The Silent Costs of AI APIs Nobody Warns You About

#ai #api #webdev #programming

I remember the day I first integrated an AI API into my side project. The pricing page looked beautifully simple: $0.002 per 1,000 tokens. I did a quick calculation: my app would handle maybe 10,000 requests a day, each around 500 tokens. That's $10 a day. Totally doable.

Three weeks later, my bill was $450. My app wasn't even live yet.

That's the thing nobody tells you about AI APIs. The sticker price is just the beginning. There's a whole iceberg of silent costs lurking beneath the surface — and they'll sink your budget before you even realize you're taking on water.

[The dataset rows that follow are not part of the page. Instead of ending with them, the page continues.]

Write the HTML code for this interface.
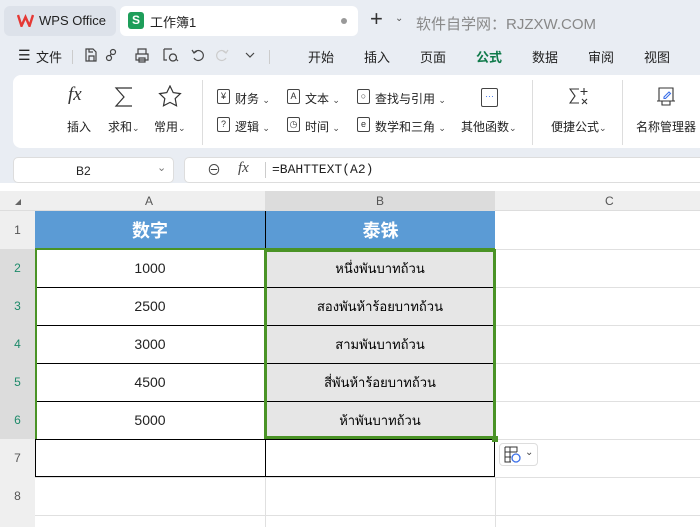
<!DOCTYPE html>
<html><head><meta charset="utf-8"><style>
*{margin:0;padding:0;box-sizing:border-box}
body{width:700px;height:527px;overflow:hidden;background:#e9edf3;font-family:"Liberation Sans","Noto Sans CJK SC",sans-serif;position:relative;font-size:12px;color:#222}
.abs{position:absolute}
.tab1{left:4px;top:6px;width:112px;height:30px;background:#dde2ea;border-radius:6px}
.tab2{left:120px;top:6px;width:238px;height:30px;background:#fff;border-radius:6px}
.menu span{position:absolute;top:47px;font-size:13px}
.ribbon{left:13px;top:75px;width:700px;height:73px;background:#fff;border-radius:8px}
.rl{font-size:12px;position:absolute}
.vs{position:absolute;width:1px;background:#ddd}
.grid{left:0;top:183px;width:700px;height:344px;background:#fff}
.cell{position:absolute;display:flex;align-items:center;justify-content:center;font-size:14px}
.rh{position:absolute;left:0;width:35px;display:flex;align-items:center;justify-content:center;font-size:12px;color:#555;background:#efefef}
.hl{position:absolute;height:1px;background:#e0e0e0}
.vl{position:absolute;width:1px;background:#e0e0e0}
.thai{font-family:"DejaVu Sans",sans-serif;font-size:13px;color:#000}
.di{position:absolute;width:13px;height:15px;border:1px solid #444;border-radius:2px;font-size:9px;text-align:center;line-height:13px;color:#333}
.ar{font-size:9px;color:#444}
</style></head><body>
<div class="abs tab1"></div>
<svg class="abs" style="left:17px;top:14px" width="17" height="13" viewBox="0 0 17 13"><path d="M1 1 L4.5 12 L8.5 3 L12.5 12 L16 1" fill="none" stroke="#e53935" stroke-width="2.4"/></svg>
<div class="abs" style="left:39px;top:13px;font-size:13px">WPS Office</div>
<div class="abs tab2"></div>
<div class="abs" style="left:128px;top:12px;width:16px;height:17px;background:#1e9e5a;border-radius:3px;color:#fff;font-weight:bold;font-size:12px;text-align:center;line-height:17px">S</div>
<div class="abs" style="left:150px;top:12px;font-size:13px">工作簿1</div>
<div class="abs" style="left:341px;top:18px;width:6px;height:6px;border-radius:50%;background:#999"></div>
<div class="abs" style="left:370px;top:6px;font-size:22px;color:#333">+</div>
<div class="abs" style="left:395px;top:13px;font-size:10px;color:#555">⌄</div>
<div class="abs" style="left:416px;top:13px;font-size:15px;color:#888">软件自学网：RJZXW.COM</div>
<div class="menu">
<span style="left:18px;font-size:14px">☰</span><span style="left:36px">文件</span>
<span style="left:308px">开始</span><span style="left:364px">插入</span><span style="left:420px">页面</span><span style="left:476px;color:#0f7a4a;font-weight:bold">公式</span><span style="left:532px">数据</span><span style="left:588px">审阅</span><span style="left:644px">视图</span>
</div>
<svg class="abs" style="left:80px;top:45px" width="180" height="20" viewBox="0 0 180 20" fill="none" stroke="#444" stroke-width="1.2">
<path d="M6 4h7l3 3v9H6z M9 16v-5h5v5 M9 4v3h4"/>
<circle cx="33" cy="7" r="2.5"/><circle cx="29" cy="13" r="2.5"/><path d="M31 9l-1 2"/>
<path d="M58 9v-5h8v5 M56 9h12v6h-12z M59 13h6v4h-6z"/>
<path d="M84 4h8 M84 4v11h3 M93 9a3.5 3.5 0 1 1 -0.1 0z M96 14l2 2"/>
<path d="M114 8a5 5 0 1 1 0 5 M112 5l2 3 3-2"/>
<path stroke="#ccc" d="M146 8a5 5 0 1 0 0 5 M148 5l-2 3-3-2"/>
<path d="M166 8l4 4 4-4"/>
</svg>
<div class="abs" style="left:72px;top:50px;width:1px;height:14px;background:#ccc"></div>
<div class="abs" style="left:269px;top:50px;width:1px;height:14px;background:#ccc"></div>
<div class="abs ribbon"></div>
<div class="abs" style="left:68px;top:84px;font-family:'Liberation Serif';font-style:italic;font-size:19px;color:#333">fx</div>
<svg class="abs" style="left:114px;top:86px" width="20" height="22" viewBox="0 0 20 22" fill="none" stroke="#333" stroke-width="1.2"><path d="M18 2H2l8 9-8 9h16"/></svg>
<svg class="abs" style="left:158px;top:85px" width="24" height="22" viewBox="0 0 24 22" fill="none" stroke="#333" stroke-width="1.2"><path d="M12 1l3.2 6.6 7.2 1-5.2 5 1.3 7.2L12 17.4l-6.5 3.4 1.3-7.2-5.2-5 7.2-1z"/></svg>
<div class="rl" style="left:67px;top:118px">插入</div>
<div class="rl" style="left:108px;top:118px">求和<span class="ar">⌄</span></div>
<div class="rl" style="left:154px;top:118px">常用<span class="ar">⌄</span></div>
<div class="vs" style="left:202px;top:80px;height:65px"></div>
<div class="di" style="left:217px;top:89px">¥</div><div class="rl" style="left:235px;top:90px">财务 <span class="ar">⌄</span></div>
<div class="di" style="left:287px;top:89px">A</div><div class="rl" style="left:305px;top:90px">文本 <span class="ar">⌄</span></div>
<div class="di" style="left:357px;top:89px">○</div><div class="rl" style="left:375px;top:90px">查找与引用 <span class="ar">⌄</span></div>
<div class="di" style="left:217px;top:117px">?</div><div class="rl" style="left:235px;top:118px">逻辑 <span class="ar">⌄</span></div>
<div class="di" style="left:287px;top:117px">◷</div><div class="rl" style="left:305px;top:118px">时间 <span class="ar">⌄</span></div>
<div class="di" style="left:357px;top:117px">e</div><div class="rl" style="left:375px;top:118px">数学和三角 <span class="ar">⌄</span></div>
<div class="abs" style="left:481px;top:88px;width:17px;height:19px;border:1px solid #444;border-radius:2px;color:#3a6ee8;font-size:9px;text-align:center;line-height:14px">···</div>
<div class="rl" style="left:461px;top:118px">其他函数<span class="ar">⌄</span></div>
<div class="vs" style="left:532px;top:80px;height:65px"></div>
<svg class="abs" style="left:569px;top:87px" width="22" height="20" viewBox="0 0 22 20" fill="none" stroke="#333" stroke-width="1.1"><path d="M10 2H1l5 7-5 7h9 M15 1v7 M11.5 4.5h7 M13 12l5 5 M18 12l-5 5"/></svg>
<div class="rl" style="left:551px;top:118px">便捷公式<span class="ar">⌄</span></div>
<div class="vs" style="left:622px;top:80px;height:65px"></div>
<svg class="abs" style="left:656px;top:87px" width="20" height="20" viewBox="0 0 20 20" fill="none" stroke="#333" stroke-width="1.1"><path d="M3 1h14v13H3z M1 14h5v4h8v-4h5" /><path d="M8 10l5-5 1.5 1.5-5 5H8z" stroke="#3a6ee8"/></svg>
<div class="rl" style="left:636px;top:118px">名称管理器</div>
<!-- formula bar -->
<div class="abs" style="left:13px;top:157px;width:161px;height:26px;background:#fff;border:1px solid #ddd;border-radius:5px"></div>
<div class="abs" style="left:76px;top:164px;font-size:12px">B2</div>
<div class="abs" style="left:157px;top:161px;font-size:11px;color:#777">⌄</div>
<div class="abs" style="left:184px;top:157px;width:530px;height:26px;background:#fff;border:1px solid #ddd;border-radius:5px"></div>
<div class="abs" style="left:207px;top:160px;font-size:14px;color:#444">⊖</div>
<div class="abs" style="left:238px;top:160px;font-family:'Liberation Serif';font-style:italic;font-size:15px;color:#444">fx</div>
<div class="abs" style="left:265px;top:162px;width:1px;height:16px;background:#ccc"></div>
<div class="abs" style="left:272px;top:162px;font-family:'Liberation Mono',monospace;font-size:13px">=BAHTTEXT(A2)</div>
<!-- grid -->
<div class="abs grid"></div>
<div class="abs" style="left:0;top:191px;width:700px;height:20px;background:#efefef;border-bottom:1px solid #ddd"></div>
<div class="abs" style="left:265px;top:191px;width:230px;height:20px;background:#dcdcdc"></div>
<div class="abs" style="left:145px;top:194px;font-size:12px;color:#555">A</div>
<div class="abs" style="left:376px;top:194px;font-size:12px;color:#555">B</div>
<div class="abs" style="left:605px;top:194px;font-size:12px;color:#555">C</div>
<div class="abs" style="left:15px;top:199px;width:0;height:0;border-left:6px solid transparent;border-bottom:6px solid #666"></div>
<div class="rh" style="top:211px;height:38px">1</div>
<div class="rh" style="top:249px;height:190px;background:#dcdcdc"></div>
<div class="rh" style="top:249px;height:38px;background:transparent;color:#1e8a6a">2</div>
<div class="rh" style="top:287px;height:38px;background:transparent;color:#1e8a6a">3</div>
<div class="rh" style="top:325px;height:38px;background:transparent;color:#1e8a6a">4</div>
<div class="rh" style="top:363px;height:38px;background:transparent;color:#1e8a6a">5</div>
<div class="rh" style="top:401px;height:38px;background:transparent;color:#1e8a6a">6</div>
<div class="rh" style="top:439px;height:38px">7</div>
<div class="rh" style="top:477px;height:38px">8</div>
<div class="rh" style="top:515px;height:12px"></div>
<div class="hl" style="left:495px;top:249px;width:205px"></div>
<div class="hl" style="left:495px;top:287px;width:205px"></div>
<div class="hl" style="left:495px;top:325px;width:205px"></div>
<div class="hl" style="left:495px;top:363px;width:205px"></div>
<div class="hl" style="left:495px;top:401px;width:205px"></div>
<div class="hl" style="left:495px;top:439px;width:205px"></div>
<div class="hl" style="left:35px;top:477px;width:665px"></div>
<div class="hl" style="left:35px;top:515px;width:665px"></div>
<div class="vl" style="left:265px;top:477px;height:50px"></div>
<div class="vl" style="left:495px;top:477px;height:50px"></div>
<!-- header row -->
<div class="cell" style="left:35px;top:211px;width:460px;height:38px;background:#5b9bd5"></div>
<div class="cell" style="left:35px;top:211px;width:230px;height:38px;color:#fff;font-weight:bold;font-size:18px">数字</div>
<div class="cell" style="left:265px;top:211px;width:230px;height:38px;color:#fff;font-weight:bold;font-size:18px;border-left:1px solid #000">泰铢</div>
<!-- data -->
<div class="abs" style="left:35px;top:249px;width:460px;height:228px;border:1px solid #000"></div>
<div class="abs" style="left:265px;top:249px;width:230px;height:190px;background:#e6e6e6"></div>
<div class="abs" style="left:265px;top:249px;width:1px;height:228px;background:#000"></div>
<div class="abs" style="left:35px;top:287px;width:460px;height:1px;background:#000"></div>
<div class="abs" style="left:35px;top:325px;width:460px;height:1px;background:#000"></div>
<div class="abs" style="left:35px;top:363px;width:460px;height:1px;background:#000"></div>
<div class="abs" style="left:35px;top:401px;width:460px;height:1px;background:#000"></div>
<div class="abs" style="left:35px;top:439px;width:460px;height:1px;background:#000"></div>
<div class="abs" style="left:35px;top:249px;width:2px;height:190px;background:#4a9326"></div>
<div class="abs" style="left:35px;top:248px;width:460px;height:2px;background:#4a9326"></div>
<div class="abs" style="left:264px;top:249px;width:232px;height:190px;border:3px solid #4a9326"></div>
<div class="abs" style="left:492px;top:436px;width:6px;height:6px;background:#4a9326"></div>
<div class="cell" style="left:35px;top:249px;width:230px;height:38px">1000</div>
<div class="cell" style="left:35px;top:287px;width:230px;height:38px">2500</div>
<div class="cell" style="left:35px;top:325px;width:230px;height:38px">3000</div>
<div class="cell" style="left:35px;top:363px;width:230px;height:38px">4500</div>
<div class="cell" style="left:35px;top:401px;width:230px;height:38px">5000</div>
<div class="cell thai" style="left:265px;top:249px;width:230px;height:38px">หนึ่งพันบาทถ้วน</div>
<div class="cell thai" style="left:265px;top:287px;width:230px;height:38px">สองพันห้าร้อยบาทถ้วน</div>
<div class="cell thai" style="left:265px;top:325px;width:230px;height:38px">สามพันบาทถ้วน</div>
<div class="cell thai" style="left:265px;top:363px;width:230px;height:38px">สี่พันห้าร้อยบาทถ้วน</div>
<div class="cell thai" style="left:265px;top:401px;width:230px;height:38px">ห้าพันบาทถ้วน</div>
<div class="abs" style="left:499px;top:443px;width:39px;height:23px;border:1px solid #ddd;border-radius:4px;background:#fff"></div>
<svg class="abs" style="left:504px;top:446px" width="18" height="17" viewBox="0 0 18 17"><path d="M1 1h12v5M1 1v15h6M1 6h12M1 11h6M6 1v15" fill="none" stroke="#333"/><circle cx="12" cy="12" r="4" fill="none" stroke="#3a6ee8" stroke-width="1.3"/></svg>
<div class="abs" style="left:525px;top:447px;font-size:10px;color:#444">⌄</div>
</body></html>
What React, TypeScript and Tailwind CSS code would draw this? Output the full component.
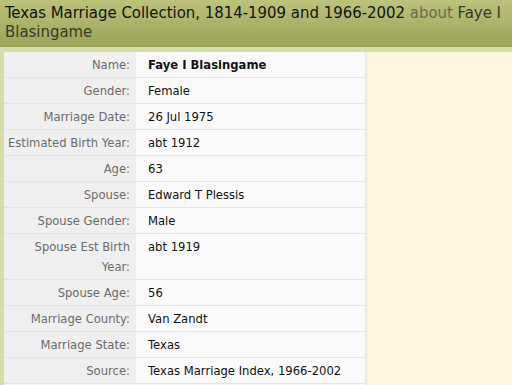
import React from "react";

const rows: [string, string, boolean?][] = [
  ["Name:", "Faye I Blasingame", true],
  ["Gender:", "Female"],
  ["Marriage Date:", "26 Jul 1975"],
  ["Estimated Birth Year:", "abt 1912"],
  ["Age:", "63"],
  ["Spouse:", "Edward T Plessis"],
  ["Spouse Gender:", "Male"],
  ["Spouse Est Birth Year:", "abt 1919"],
  ["Spouse Age:", "56"],
  ["Marriage County:", "Van Zandt"],
  ["Marriage State:", "Texas"],
  ["Source:", "Texas Marriage Index, 1966-2002"],
];

export default function App() {
  return (
    <div className="w-[512px] h-[385px] overflow-hidden bg-[#fff8e1] flex flex-col">
      <div
        className="h-[47px] px-[5px] pt-[3px] bg-gradient-to-b from-[#bcc27c] to-[#9aa258] text-[16.6px] leading-[19px] text-[#111]"
        style={{ fontFamily: '"DejaVu Sans Condensed", "DejaVu Sans", sans-serif' }}
      >
        Texas Marriage Collection, 1814-1909 and 1966-2002{" "}
        <span className="text-[#6a6c4c]">about</span>{" "}
        <span className="text-[#3a3a28]">Faye I Blasingame</span>
      </div>
      <div className="h-[5px] bg-[#d6dcaa]" />
      <div className="flex flex-1">
        <div className="w-[4px] bg-[#d6dcaa]" />
        <div
          className="w-[361px] flex flex-col text-[11.6px] leading-[20px]"
          style={{ fontFamily: '"DejaVu Sans", Verdana, sans-serif' }}
        >
          {rows.map(([label, value, bold], i) => (
            <div key={i} className="flex border-b border-[#e4e4e4]">
              <div className="w-[132px] shrink-0 bg-[#efefef] text-right pr-[6px] pl-[3px] pt-[3px] pb-[2px] text-[#6b6b6b]">
                {label}
              </div>
              <div
                className={
                  "flex-1 bg-[#f9f9f9] pl-[12px] pt-[3px] pb-[2px] text-[#111] " +
                  (bold ? "font-bold" : "")
                }
              >
                {value}
              </div>
            </div>
          ))}
        </div>
        <div className="w-[3px] bg-gradient-to-r from-[#e6e6e0] to-[#fbf5e0]" />
        <div className="flex-1" />
      </div>
    </div>
  );
}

Let me walk you through the ones that hit me hardest, and what I've learned to watch for.

The Token Illusion

The most deceptive cost is how tokens are counted. The docs say "one token ≈ 0.75 words," but that's a lie of averages. In practice, a single word can be 1 token or 5 tokens, depending on how unusual it is. Try sending a prompt with code, technical jargon, or even just proper nouns — suddenly your "500 token" request is 800 tokens.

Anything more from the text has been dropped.